DATASET EXTRACT:
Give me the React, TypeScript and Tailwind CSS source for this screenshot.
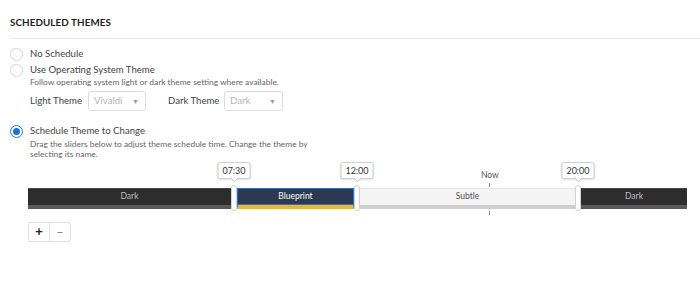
const font = { fontFamily: 'Lato, "Noto Sans", sans-serif' }

function Radio({ checked }: { checked?: boolean }) {
  return (
    <span
      className={
        'w-[13px] h-[13px] rounded-full border flex items-center justify-center shrink-0 ' +
        (checked ? 'border-[#1a73e8] bg-white' : 'border-[#d4d4d4] bg-white')
      }
    >
      {checked && <span className="w-[7px] h-[7px] rounded-full bg-[#1a6fdc]" />}
    </span>
  )
}

function Select({ value, width }: { value: string; width: string }) {
  return (
    <div
      className={`${width} h-[20px] shrink-0 border border-[#dcdcdc] rounded-[3px] flex items-center justify-between pl-[5px] pr-[6px] text-[#b5b5b5]`}
    >
      <span>{value}</span>
      <span className="text-[7px] text-[#9a9a9a]">▼</span>
    </div>
  )
}

function Handle({ label }: { label: string }) {
  return (
    <div className="relative w-[6px] shrink-0 flex justify-center">
      <div className="w-[6px] h-[26px] -my-[2px] rounded-[3px] bg-white border border-[#d0d0d0]" />
      <div className="absolute bottom-[28px] left-1/2 -translate-x-1/2 flex flex-col items-center">
        <div className="w-[33px] text-center h-[17px] leading-[16px] bg-white border border-[#cfcfcf] rounded-[2px] shadow-[0_1px_2px_rgba(0,0,0,0.12)] text-[9px] text-[#333]">
          {label}
        </div>
        <div className="w-[6px] h-[6px] bg-white border-r border-b border-[#cfcfcf] rotate-45 -mt-[4px]" />
      </div>
    </div>
  )
}

function Segment({ label, width, kind }: { label: string; width: string; kind: 'dark' | 'blue' | 'light' }) {
  const styles = {
    dark: 'bg-[#2d2d2d] text-[#bdbdbd] border-b-[4px] border-[#5a5a5a] border-t border-t-[#444]',
    blue: 'bg-[#2b3a52] text-white border border-[#1a73e8] border-b-[4px] border-b-[#f5b51f] shadow-[inset_0_-1px_0_#1a73e8]',
    light: 'bg-[#f4f4f4] text-[#555] border-b-[4px] border-[#cfcfcf] border-t border-t-[#e6e6e6]',
  }[kind]
  return (
    <div className={`${width} h-[21px] shrink-0 flex items-center justify-center text-[8.5px] ${styles}`}>
      {label}
    </div>
  )
}

export default function App() {
  return (
    <div className="w-[700px] h-[282px] bg-white text-[#333] text-[9.6px] overflow-hidden" style={font}>
      <div className="pl-[10px] pt-[16px]">
        <h2 className="text-[9.8px] font-bold tracking-[0.1px] text-[#222] leading-[13px]">SCHEDULED THEMES</h2>
        <div className="mt-[9px] border-t border-[#e8e8e8]" />
      </div>

      <div className="pl-[10px] pt-[8px] space-y-[1px]">
        <label className="flex items-center gap-[7px] h-[15px]">
          <Radio />
          <span className="text-[#444]">No Schedule</span>
        </label>
        <div>
          <label className="flex items-center gap-[7px] h-[15px]">
            <Radio />
            <span className="text-[#444]">Use Operating System Theme</span>
          </label>
          <p className="pl-[20px] text-[8.4px] leading-[9px] text-[#666]">
            Follow operating system light or dark theme setting where available.
          </p>
          <div className="pl-[20px] mt-[4px] flex items-center whitespace-nowrap">
            <span className="text-[#444] w-[58px] shrink-0">Light Theme</span>
            <Select value="Vivaldi" width="w-[58px]" />
            <span className="text-[#444] ml-[22px] w-[56px] shrink-0">Dark Theme</span>
            <Select value="Dark" width="w-[59px]" />
          </div>
        </div>
      </div>

      <div className="pl-[10px] mt-[13px]">
        <label className="flex items-center gap-[7px] h-[15px]">
          <Radio checked />
          <span className="text-[#444]">Schedule Theme to Change</span>
        </label>
        <p className="pl-[20px] w-[310px] text-[8.4px] leading-[10px] text-[#666]">
          Drag the sliders below to adjust theme schedule time. Change the theme by selecting its name.
        </p>
      </div>

      <div className="pl-[28px] mt-[28px] relative">
        <div className="flex items-center">
          <Segment label="Dark" width="w-[203px]" kind="dark" />
          <Handle label="07:30" />
          <Segment label="Blueprint" width="w-[117px]" kind="blue" />
          <Handle label="12:00" />
          <div className="relative">
            <Segment label="Subtle" width="w-[215px]" kind="light" />
            <div className="absolute left-[121px] -top-[18px] flex flex-col items-center">
              <span className="text-[8.5px] text-[#555] leading-[11px]">Now</span>
              <span className="w-px h-[4px] bg-[#888] mt-[2px]" />
            </div>
            <span className="absolute left-[129px] -bottom-[6px] w-px h-[4px] bg-[#888]" />
          </div>
          <Handle label="20:00" />
          <Segment label="Dark" width="w-[106px]" kind="dark" />
        </div>
      </div>

      <div className="pl-[28px] mt-[13px]">
        <div className="inline-flex h-[20px] border border-[#dcdcdc] rounded-[3px] bg-white">
          <button className="w-[21px] flex items-center justify-center text-[13px] font-bold text-[#222] border-r border-[#dcdcdc]">
            +
          </button>
          <button className="w-[20px] flex items-center justify-center text-[12px] text-[#777]">−</button>
        </div>
      </div>
    </div>
  )
}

GIVEN PROBLEM: Set every line down exactly as written, leaving each picture out.

EXERCISE ANSWER:
Give me the React, TypeScript and Tailwind CSS source for this screenshot.
const font = { fontFamily: 'Lato, "Noto Sans", sans-serif' }

function Radio({ checked }: { checked?: boolean }) {
  return (
    <span
      className={
        'w-[13px] h-[13px] rounded-full border flex items-center justify-center shrink-0 ' +
        (checked ? 'border-[#1a73e8] bg-white' : 'border-[#d4d4d4] bg-white')
      }
    >
      {checked && <span className="w-[7px] h-[7px] rounded-full bg-[#1a6fdc]" />}
    </span>
  )
}

function Select({ value, width }: { value: string; width: string }) {
  return (
    <div
      className={`${width} h-[20px] shrink-0 border border-[#dcdcdc] rounded-[3px] flex items-center justify-between pl-[5px] pr-[6px] text-[#b5b5b5]`}
    >
      <span>{value}</span>
      <span className="text-[7px] text-[#9a9a9a]">▼</span>
    </div>
  )
}

function Handle({ label }: { label: string }) {
  return (
    <div className="relative w-[6px] shrink-0 flex justify-center">
      <div className="w-[6px] h-[26px] -my-[2px] rounded-[3px] bg-white border border-[#d0d0d0]" />
      <div className="absolute bottom-[28px] left-1/2 -translate-x-1/2 flex flex-col items-center">
        <div className="w-[33px] text-center h-[17px] leading-[16px] bg-white border border-[#cfcfcf] rounded-[2px] shadow-[0_1px_2px_rgba(0,0,0,0.12)] text-[9px] text-[#333]">
          {label}
        </div>
        <div className="w-[6px] h-[6px] bg-white border-r border-b border-[#cfcfcf] rotate-45 -mt-[4px]" />
      </div>
    </div>
  )
}

function Segment({ label, width, kind }: { label: string; width: string; kind: 'dark' | 'blue' | 'light' }) {
  const styles = {
    dark: 'bg-[#2d2d2d] text-[#bdbdbd] border-b-[4px] border-[#5a5a5a] border-t border-t-[#444]',
    blue: 'bg-[#2b3a52] text-white border border-[#1a73e8] border-b-[4px] border-b-[#f5b51f] shadow-[inset_0_-1px_0_#1a73e8]',
    light: 'bg-[#f4f4f4] text-[#555] border-b-[4px] border-[#cfcfcf] border-t border-t-[#e6e6e6]',
  }[kind]
  return (
    <div className={`${width} h-[21px] shrink-0 flex items-center justify-center text-[8.5px] ${styles}`}>
      {label}
    </div>
  )
}

export default function App() {
  return (
    <div className="w-[700px] h-[282px] bg-white text-[#333] text-[9.6px] overflow-hidden" style={font}>
      <div className="pl-[10px] pt-[16px]">
        <h2 className="text-[9.8px] font-bold tracking-[0.1px] text-[#222] leading-[13px]">SCHEDULED THEMES</h2>
        <div className="mt-[9px] border-t border-[#e8e8e8]" />
      </div>

      <div className="pl-[10px] pt-[8px] space-y-[1px]">
        <label className="flex items-center gap-[7px] h-[15px]">
          <Radio />
          <span className="text-[#444]">No Schedule</span>
        </label>
        <div>
          <label className="flex items-center gap-[7px] h-[15px]">
            <Radio />
            <span className="text-[#444]">Use Operating System Theme</span>
          </label>
          <p className="pl-[20px] text-[8.4px] leading-[9px] text-[#666]">
            Follow operating system light or dark theme setting where available.
          </p>
          <div className="pl-[20px] mt-[4px] flex items-center whitespace-nowrap">
            <span className="text-[#444] w-[58px] shrink-0">Light Theme</span>
            <Select value="Vivaldi" width="w-[58px]" />
            <span className="text-[#444] ml-[22px] w-[56px] shrink-0">Dark Theme</span>
            <Select value="Dark" width="w-[59px]" />
          </div>
        </div>
      </div>

      <div className="pl-[10px] mt-[13px]">
        <label className="flex items-center gap-[7px] h-[15px]">
          <Radio checked />
          <span className="text-[#444]">Schedule Theme to Change</span>
        </label>
        <p className="pl-[20px] w-[310px] text-[8.4px] leading-[10px] text-[#666]">
          Drag the sliders below to adjust theme schedule time. Change the theme by selecting its name.
        </p>
      </div>

      <div className="pl-[28px] mt-[28px] relative">
        <div className="flex items-center">
          <Segment label="Dark" width="w-[203px]" kind="dark" />
          <Handle label="07:30" />
          <Segment label="Blueprint" width="w-[117px]" kind="blue" />
          <Handle label="12:00" />
          <div className="relative">
            <Segment label="Subtle" width="w-[215px]" kind="light" />
            <div className="absolute left-[121px] -top-[18px] flex flex-col items-center">
              <span className="text-[8.5px] text-[#555] leading-[11px]">Now</span>
              <span className="w-px h-[4px] bg-[#888] mt-[2px]" />
            </div>
            <span className="absolute left-[129px] -bottom-[6px] w-px h-[4px] bg-[#888]" />
          </div>
          <Handle label="20:00" />
          <Segment label="Dark" width="w-[106px]" kind="dark" />
        </div>
      </div>

      <div className="pl-[28px] mt-[13px]">
        <div className="inline-flex h-[20px] border border-[#dcdcdc] rounded-[3px] bg-white">
          <button className="w-[21px] flex items-center justify-center text-[13px] font-bold text-[#222] border-r border-[#dcdcdc]">
            +
          </button>
          <button className="w-[20px] flex items-center justify-center text-[12px] text-[#777]">−</button>
        </div>
      </div>
    </div>
  )
}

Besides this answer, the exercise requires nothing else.